If meal time discussions center on weight management, it's time to drop negative talk in favor of something more positive. Focusing on weight often backfires, leading both young children and teens to feelings of guilt, insecurities about their bodies, sneaking food and disordered eating, explains Kristi King, MPH, RDN, CNSC, LD, spokesperson for the Academy of Nutrition and Dietetics.
Instead, it's more effective to talk about the taste and healthfulness of foods, says Angie Hasemann, RD, CSP, weight management dietitian at the University of Virginia Children's Hospital. A healthy diet and lifestyle affects mood, energy levels, athletic performance and school performance – and reduces the risk of illness. Talking about these positive things is more fun too, she adds.
Here are a few ways to help your kids develop body-positive attitudes and healthful behaviors.

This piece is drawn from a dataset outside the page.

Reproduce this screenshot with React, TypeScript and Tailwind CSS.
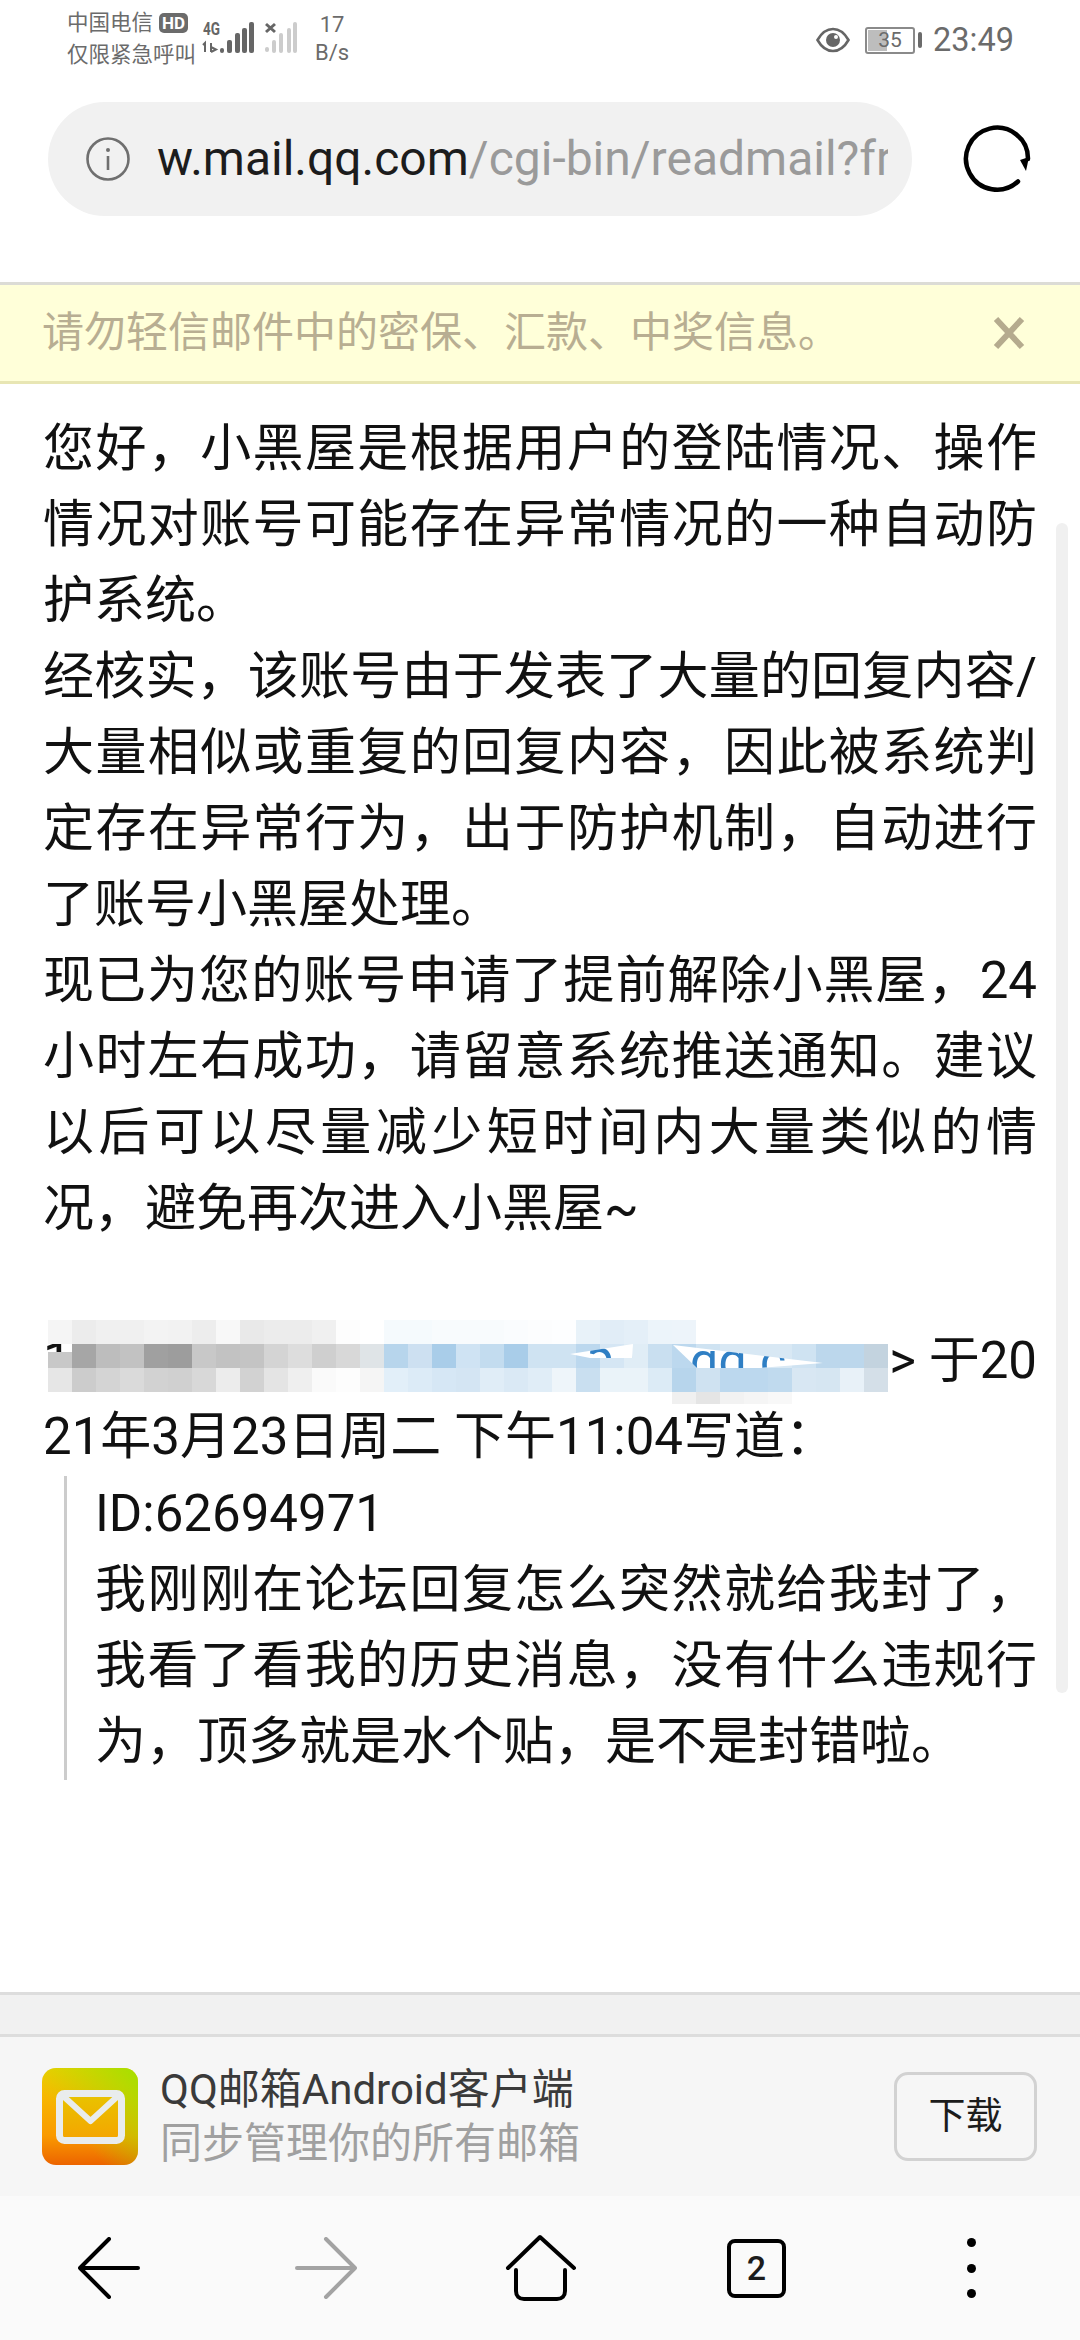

Teach What Healthy Eating Is and Isn't
Obsessing about calories, carbs, fats or any nutrient is not healthy eating. It makes meals stressful and unpleasant, the opposite of what every kid and adult deserve. Teaching that a healthful dinner has half of the plate full of fruits and vegetables and is eaten at a dinner table each night sets your children up for a healthy future, Hasemann explains. Offering a variety of foods at regular meal and snack times is another positive step.
Make Food Fun
Get kids of all ages into the kitchen. From washing apples to slicing veggies and stirring hot pots, there are food preparation and cooking chores suitable for every child. For fun, have "Try it Tuesdays," suggests King, in which every Tuesday your children get to choose a new food. Or have theme nights such as Meatless Mondays or a trip around the globe. Get little kids excited by giving foods fun names, such as green monster juice and ants on a log.
Be a Role Model
If your eating habits are not the ones you want your children to copy, now is a great time to make some improvements, suggests King. Model a healthy attitude about your body image, too. If you always complain about your weight or call certain foods bad foods, your children will learn to do the same. If you follow fad diets, they'll learn that restrictive eating is more important than balanced, healthful eating.
Put Weight into Perspective
You cannot get a full story by looking at weight or a single number on a growth chart, Hasemann says. Remember that children's bodies change quite a bit as they grow. "Behavior speaks louder than appearance," she adds. "Tell me if the child is eating three meals per day, drinking plenty of water and getting the fruits and veggies the body craves. Tell me if the child is active and moves to the point of sweating daily. Those are much better markers of health than a single number on a scale or a point on a chart."
Take Your Concerns to a Professional
If you're concerned about your child' weight, diet or attitude about his or her body, talk with your child's healthcare provider. Also schedule an appointment with a registered dietitian nutritionist who will assess your family's diet and help you make appropriate changes that will meet the needs of all family members.